Tentative summary (Re: Should apt-transport-https be Priority: Important ? (Re: own cloud task in tasksel?))
Le Tue, Mar 15, 2016 at 11:07:44AM -0400, Brian Gupta a écrit :
> On Mon, Mar 14, 2016 at 9:26 PM, Charles Plessy <firstname.lastname@example.org> wrote:
> > With the worldwide effort of using HTTPS everywhere, I wonder if
> > apt-transport-https shouldn't be installed by default anyway on systems with
> > network connectivity, that is, its priority should be Important. What do
> > people think about this ? Would it make sense to raise the question on
> > debian-devel ?
> If you think this makes sense, I'd raise it on debian-devel, and move
> the debate there.
> Going to all https is a worthy goal, especially now that Let's
> Encrypt has been launched.
Hi Brian and everybody,
while the discussion that happened did not lead to a consensus, I think that it
is time to summarise. And while the outcome is still uncertain, I think that
it is worthwile to move the debate to debian-devel, where more insights may be
For a Debian system to use encrypted transport when downloading packages from
an APT mirror that has been appropriately set up, the packages
apt-transport-https and its dependancies must be installed. Would it be a good
service for our users to install this by default by setting this package's
priority to "Important" ?
The question can be rephrased as "are the gains high enough compared to the costs ?"
Here are the gains:
- Using HTTPS partially hides information about what a user installs on his machine.
- Having HTTPS support by default means that users can switch directly to HTTPS
anytime they wish: the system is ready, there is nothing to learn (which package
to install) or to do (get the packages with either APT over HTTP or with
other tools and then install them with dpkg). Note that the use of plain HTTP
may be mandatory in some environments.
- We send a message to our users and the world, that we give a high importance to
the defense of people's privacy.
Here are limitations to these gains.
- APT over HTTPS does not fully protect from surveillance, because by
analysing metadata such as the size of the transfers, one may deduce which
packages are being downloaded. Thus, it has been proposed that APT
over HTTPS is not good enough and that APT over TOR should be proposed instead.

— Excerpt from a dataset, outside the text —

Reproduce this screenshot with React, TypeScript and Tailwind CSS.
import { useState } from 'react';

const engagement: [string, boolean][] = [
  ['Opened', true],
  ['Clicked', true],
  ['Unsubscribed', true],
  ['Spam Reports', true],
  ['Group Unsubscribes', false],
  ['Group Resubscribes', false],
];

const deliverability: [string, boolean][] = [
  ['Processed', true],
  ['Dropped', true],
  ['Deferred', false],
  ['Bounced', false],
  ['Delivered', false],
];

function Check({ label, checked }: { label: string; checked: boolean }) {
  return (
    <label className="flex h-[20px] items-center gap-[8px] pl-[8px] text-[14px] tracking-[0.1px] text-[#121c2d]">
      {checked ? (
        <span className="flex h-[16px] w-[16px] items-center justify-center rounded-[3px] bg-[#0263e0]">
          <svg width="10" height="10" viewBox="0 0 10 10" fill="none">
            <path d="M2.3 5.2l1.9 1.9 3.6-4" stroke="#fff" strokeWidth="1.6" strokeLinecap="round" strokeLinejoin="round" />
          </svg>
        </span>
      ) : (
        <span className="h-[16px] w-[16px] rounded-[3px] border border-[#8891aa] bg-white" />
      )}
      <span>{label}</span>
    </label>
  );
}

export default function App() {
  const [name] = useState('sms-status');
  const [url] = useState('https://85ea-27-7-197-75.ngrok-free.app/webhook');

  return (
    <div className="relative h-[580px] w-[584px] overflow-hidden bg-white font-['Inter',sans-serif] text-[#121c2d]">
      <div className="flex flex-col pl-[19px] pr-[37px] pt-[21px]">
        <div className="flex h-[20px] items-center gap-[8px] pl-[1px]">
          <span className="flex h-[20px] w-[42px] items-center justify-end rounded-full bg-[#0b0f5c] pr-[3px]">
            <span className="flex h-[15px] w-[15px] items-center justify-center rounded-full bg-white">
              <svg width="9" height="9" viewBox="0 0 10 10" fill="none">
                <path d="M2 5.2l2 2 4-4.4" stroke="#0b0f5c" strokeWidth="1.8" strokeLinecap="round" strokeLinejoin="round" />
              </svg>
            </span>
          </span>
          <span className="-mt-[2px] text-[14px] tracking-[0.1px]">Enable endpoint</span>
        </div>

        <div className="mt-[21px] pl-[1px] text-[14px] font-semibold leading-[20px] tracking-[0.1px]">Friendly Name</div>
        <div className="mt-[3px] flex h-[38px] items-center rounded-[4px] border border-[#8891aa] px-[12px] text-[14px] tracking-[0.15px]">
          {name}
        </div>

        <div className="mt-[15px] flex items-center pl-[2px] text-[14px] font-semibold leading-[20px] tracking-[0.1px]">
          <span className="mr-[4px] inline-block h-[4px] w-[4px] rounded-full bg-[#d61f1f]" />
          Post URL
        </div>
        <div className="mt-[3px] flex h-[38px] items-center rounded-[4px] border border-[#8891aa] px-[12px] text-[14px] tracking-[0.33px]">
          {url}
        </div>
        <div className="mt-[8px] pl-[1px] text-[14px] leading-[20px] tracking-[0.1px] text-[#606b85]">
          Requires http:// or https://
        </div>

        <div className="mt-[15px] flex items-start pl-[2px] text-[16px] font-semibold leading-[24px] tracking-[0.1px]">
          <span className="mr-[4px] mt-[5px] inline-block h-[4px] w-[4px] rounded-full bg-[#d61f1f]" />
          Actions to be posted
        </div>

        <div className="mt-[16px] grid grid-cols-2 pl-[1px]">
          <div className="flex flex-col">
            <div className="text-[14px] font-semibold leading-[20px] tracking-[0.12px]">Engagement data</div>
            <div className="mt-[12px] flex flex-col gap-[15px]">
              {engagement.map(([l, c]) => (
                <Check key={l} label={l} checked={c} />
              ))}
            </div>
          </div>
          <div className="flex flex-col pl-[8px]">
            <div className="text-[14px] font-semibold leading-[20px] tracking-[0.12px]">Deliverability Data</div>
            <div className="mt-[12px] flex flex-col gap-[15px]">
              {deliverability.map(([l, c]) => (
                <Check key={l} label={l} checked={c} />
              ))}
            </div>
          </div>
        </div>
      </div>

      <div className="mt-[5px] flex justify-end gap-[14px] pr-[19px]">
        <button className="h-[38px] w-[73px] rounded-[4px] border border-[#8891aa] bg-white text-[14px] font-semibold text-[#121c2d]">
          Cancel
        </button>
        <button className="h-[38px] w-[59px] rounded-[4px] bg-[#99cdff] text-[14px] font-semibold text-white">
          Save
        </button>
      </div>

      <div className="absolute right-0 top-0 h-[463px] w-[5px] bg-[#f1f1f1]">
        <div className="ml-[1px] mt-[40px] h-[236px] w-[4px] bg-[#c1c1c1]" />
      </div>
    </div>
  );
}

- Most mirrors are not providing HTTPS yet, thus it is prematurate to enable
HTTPS support by default. (By the way, will the content delivery network
debs.debian.org provide HTTPS support ?)
- Opinions may widely differ on the impact and appropriateness of driving technical
choices (installing packages that most people will not use in the short term)

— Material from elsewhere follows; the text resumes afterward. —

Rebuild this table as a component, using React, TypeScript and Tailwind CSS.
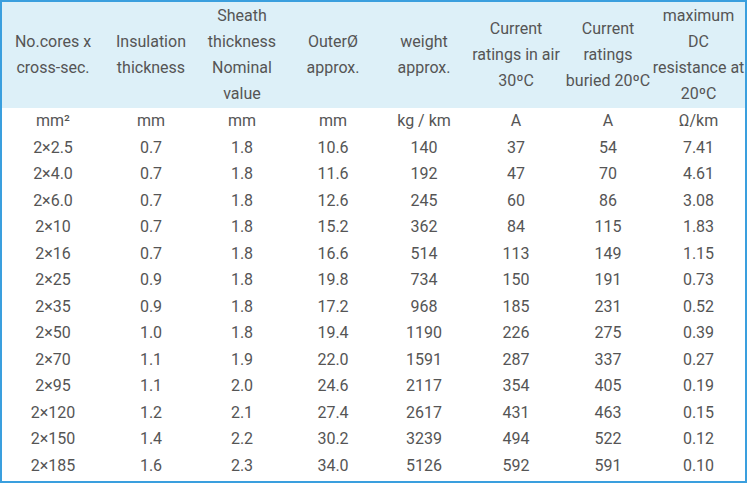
import React from 'react';

const headers: string[][] = [
  ['No.cores x', 'cross-sec.'],
  ['Insulation', 'thickness'],
  ['Sheath', 'thickness', 'Nominal', 'value'],
  ['Outer\u00d8', 'approx.'],
  ['weight', 'approx.'],
  ['Current', 'ratings in air', '30\u00baC'],
  ['Current', 'ratings', 'buried 20\u00baC'],
  ['maximum', 'DC', 'resistance at', '20\u00baC'],
];

const units = ['mm\u00b2', 'mm', 'mm', 'mm', 'kg / km', 'A', 'A', '\u03a9/km'];

const rows: string[][] = [
  ['2\u00d72.5', '0.7', '1.8', '10.6', '140', '37', '54', '7.41'],
  ['2\u00d74.0', '0.7', '1.8', '11.6', '192', '47', '70', '4.61'],
  ['2\u00d76.0', '0.7', '1.8', '12.6', '245', '60', '86', '3.08'],
  ['2\u00d710', '0.7', '1.8', '15.2', '362', '84', '115', '1.83'],
  ['2\u00d716', '0.7', '1.8', '16.6', '514', '113', '149', '1.15'],
  ['2\u00d725', '0.9', '1.8', '19.8', '734', '150', '191', '0.73'],
  ['2\u00d735', '0.9', '1.8', '17.2', '968', '185', '231', '0.52'],
  ['2\u00d750', '1.0', '1.8', '19.4', '1190', '226', '275', '0.39'],
  ['2\u00d770', '1.1', '1.9', '22.0', '1591', '287', '337', '0.27'],
  ['2\u00d795', '1.1', '2.0', '24.6', '2117', '354', '405', '0.19'],
  ['2\u00d7120', '1.2', '2.1', '27.4', '2617', '431', '463', '0.15'],
  ['2\u00d7150', '1.4', '2.2', '30.2', '3239', '494', '522', '0.12'],
  ['2\u00d7185', '1.6', '2.3', '34.0', '5126', '592', '591', '0.10'],
];

// column widths picked so the centres sit where the screenshot has them
const widths = ['w-[102px]', 'w-[94px]', 'w-[88px]', 'w-[94px]', 'w-[88px]', 'w-[96px]', 'w-[88px]', 'w-[93px]'];

export default function App() {
  return (
    <div className="w-[750px] h-[484px] bg-white">
      <div
        className="w-[747px] h-[483px] border-2 border-[#3a9fde] bg-white text-[#555555] text-[16px] overflow-hidden"
        style={{ fontFamily: 'Roboto, "Liberation Sans", sans-serif' }}
      >
        <table className="table-fixed border-collapse w-[743px]">
          <colgroup>
            {widths.map((w, i) => (
              <col key={i} className={w} />
            ))}
          </colgroup>
          <thead>
            <tr className="bg-[#ddf0f8] h-[106px]">
              {headers.map((lines, i) => (
                <th key={i} className="font-normal text-center align-middle leading-[26px] p-0 whitespace-nowrap">
                  {lines.map((l, j) => (
                    <div key={j}>{l}</div>
                  ))}
                </th>
              ))}
            </tr>
          </thead>
          <tbody>
            <tr className="h-[26.5px]">
              {units.map((u, i) => (
                <td key={i} className="text-center p-0 leading-[26px]">{u}</td>
              ))}
            </tr>
            {rows.map((r, i) => (
              <tr key={i} className="h-[26.5px]">
                {r.map((c, j) => (
                  <td key={j} className="text-center p-0 leading-[26px]">{c}</td>
                ))}
              </tr>
            ))}
          </tbody>
        </table>
      </div>
    </div>
  );
}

with political views (defense of privacy). [This may be rephrased, but this
is to reflect Marco's derogatory words ("privacy fetish") in the discussion]
And here are the costs.
- On a system freshly created with debootstrap, installing apt-transport-https
eats roughly 10 Mo of space.
- The following other packages are installed: ca-certificates krb5-locales libcurl3-gnutls
libgssapi-krb5-2 libk5crypto3 libkeyutils1 libkrb5-3 libkrb5support0 libldap-2.4-2 libnghttp2-14
librtmp1 libsasl2-2 libsasl2-modules libsasl2-modules-db libssh2-1 openssl.
This increases the system's complexity.
Limitations to these costs:
- Systems where disk space is crucial are or can be constructed by starting from the
smaller subset of "Required" packages (supported in debootstrap by the "minbase" option).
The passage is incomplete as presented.